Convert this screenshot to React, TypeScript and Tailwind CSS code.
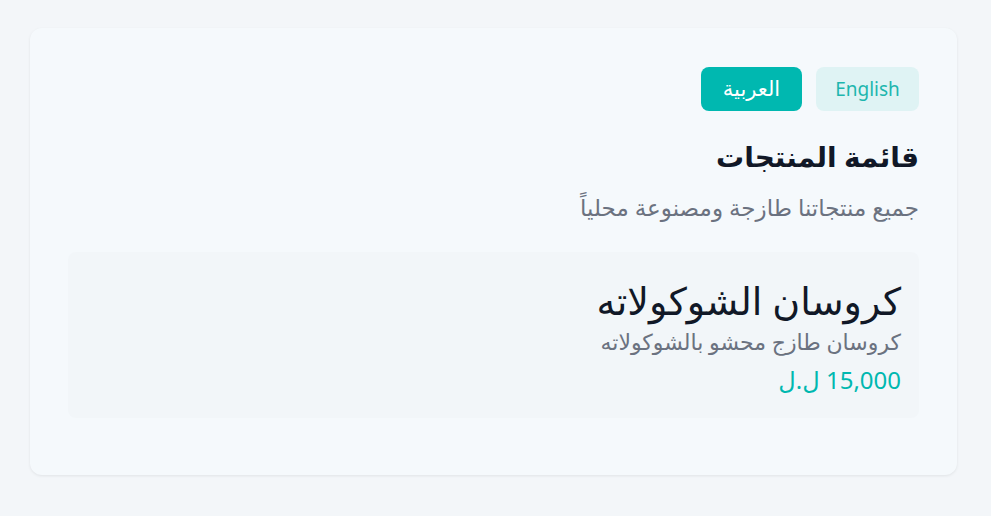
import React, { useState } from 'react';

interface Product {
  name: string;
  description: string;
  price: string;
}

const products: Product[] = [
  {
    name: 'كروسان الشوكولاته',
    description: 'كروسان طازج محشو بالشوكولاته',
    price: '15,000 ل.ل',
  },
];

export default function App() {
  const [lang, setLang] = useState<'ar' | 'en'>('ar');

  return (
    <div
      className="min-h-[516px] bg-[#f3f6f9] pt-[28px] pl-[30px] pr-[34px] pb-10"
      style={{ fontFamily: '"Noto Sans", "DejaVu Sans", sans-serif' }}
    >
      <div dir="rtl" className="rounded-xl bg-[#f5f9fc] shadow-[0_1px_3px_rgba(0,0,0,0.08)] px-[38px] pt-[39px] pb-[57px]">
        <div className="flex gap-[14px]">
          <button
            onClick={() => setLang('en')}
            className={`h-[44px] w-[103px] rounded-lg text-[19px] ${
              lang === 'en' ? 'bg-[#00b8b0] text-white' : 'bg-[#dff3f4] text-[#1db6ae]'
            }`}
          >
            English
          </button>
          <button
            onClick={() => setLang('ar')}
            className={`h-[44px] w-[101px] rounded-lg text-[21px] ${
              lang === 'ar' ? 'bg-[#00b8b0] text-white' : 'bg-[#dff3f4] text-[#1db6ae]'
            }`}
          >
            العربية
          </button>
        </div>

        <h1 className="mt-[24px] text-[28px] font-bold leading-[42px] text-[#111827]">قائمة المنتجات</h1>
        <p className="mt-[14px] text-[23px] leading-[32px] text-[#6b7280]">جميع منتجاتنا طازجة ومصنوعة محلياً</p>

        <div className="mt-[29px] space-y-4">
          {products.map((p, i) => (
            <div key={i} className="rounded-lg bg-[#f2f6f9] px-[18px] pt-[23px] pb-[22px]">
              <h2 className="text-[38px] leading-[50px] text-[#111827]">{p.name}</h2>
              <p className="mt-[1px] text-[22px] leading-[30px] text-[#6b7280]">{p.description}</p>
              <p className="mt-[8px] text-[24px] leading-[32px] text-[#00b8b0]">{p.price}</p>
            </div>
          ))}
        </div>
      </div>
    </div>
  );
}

• _Required work_:
Only the lines from the start of the material through the line containing "const [lang, setLang]" should be transcribed. Pictures stay out.

• _Answer in full_:
Convert this screenshot to React, TypeScript and Tailwind CSS code.
import React, { useState } from 'react';

interface Product {
  name: string;
  description: string;
  price: string;
}

const products: Product[] = [
  {
    name: 'كروسان الشوكولاته',
    description: 'كروسان طازج محشو بالشوكولاته',
    price: '15,000 ل.ل',
  },
];

export default function App() {
  const [lang, setLang] = useState<'ar' | 'en'>('ar');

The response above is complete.